Sadly for Boltus, his memory would not receive the justice it deserved. Baldwin was soon found dead in a Morristown inn — a suicide from laudanum, a solution of alcohol and morphine. Davis was taken into custody. Little did he know he was soon to become the beneficiary of some monumental judicial injustice. A parade of witnesses ratted out Davis and his overt robbery-scheme solicitations, but Susannah Boltus, unable to identify him, proved to be his greatest lifeline. Aided by the highly capable defence lawyer, Joseph Hornblower, whose three-hour closing argument “was so eloquent that the prisoner, the jury and the audience were reduced to tears,” he was eventually acquitted of Boltus’ murder.
“The evidence though circumstantial is said to have been of the most conclusive kind,” reported the New Jersey Journal. “The jurors were admonished (by Hornblower) that it was better to suffer the guilty to escape punishment than to condemn the innocent, and it was doubtless this consideration that led to the acquittal.”
Citizens, who were so incensed by the obvious injustice, hung Davis in effigy on Market Street in Newark. The acquitted was immediately brought up on unrelated charges for signing his brother’s name to four promissory notes.
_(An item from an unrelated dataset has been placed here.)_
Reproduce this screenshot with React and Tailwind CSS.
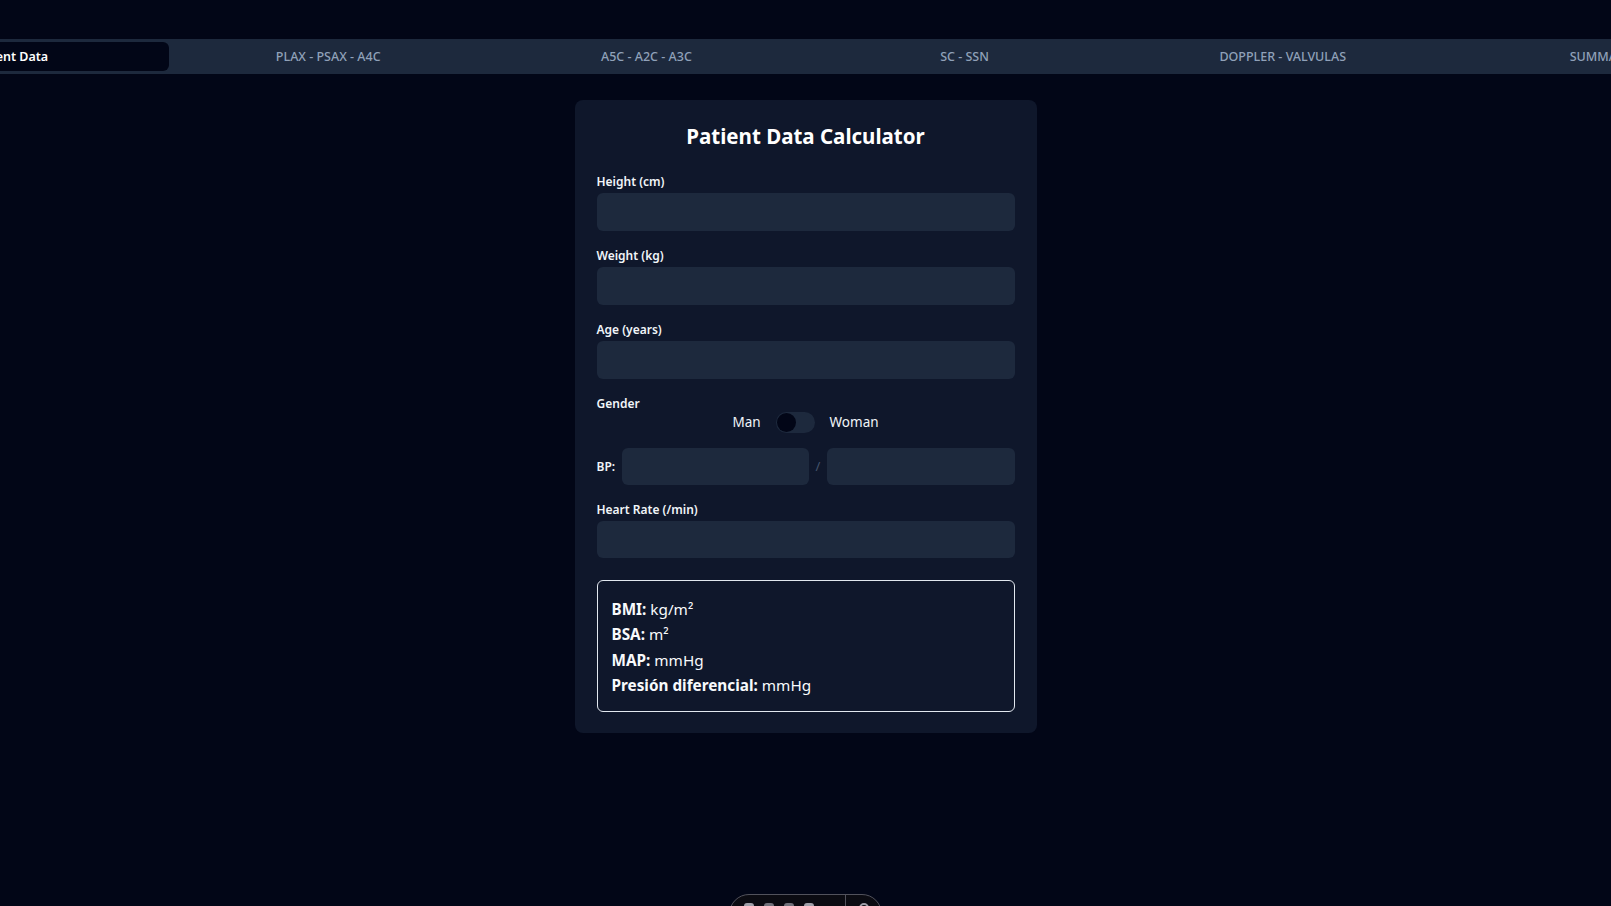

Quickly convicted, he was sentenced to 24 years, “a stern proxy punishment for having escaped hanging” and died behind bars.
Every few years we are reminded of this story, a nice testament to a unassuming Dutch farmer who met a tragic end. Who knows what convinced Louis Keller, a publisher of the New York Social Register, to name the club with a compressed version of the farmer’s name in 1895? I like to think he was operating from a sense of justice, something that ironically found expression in the antithesis of fairness, golf.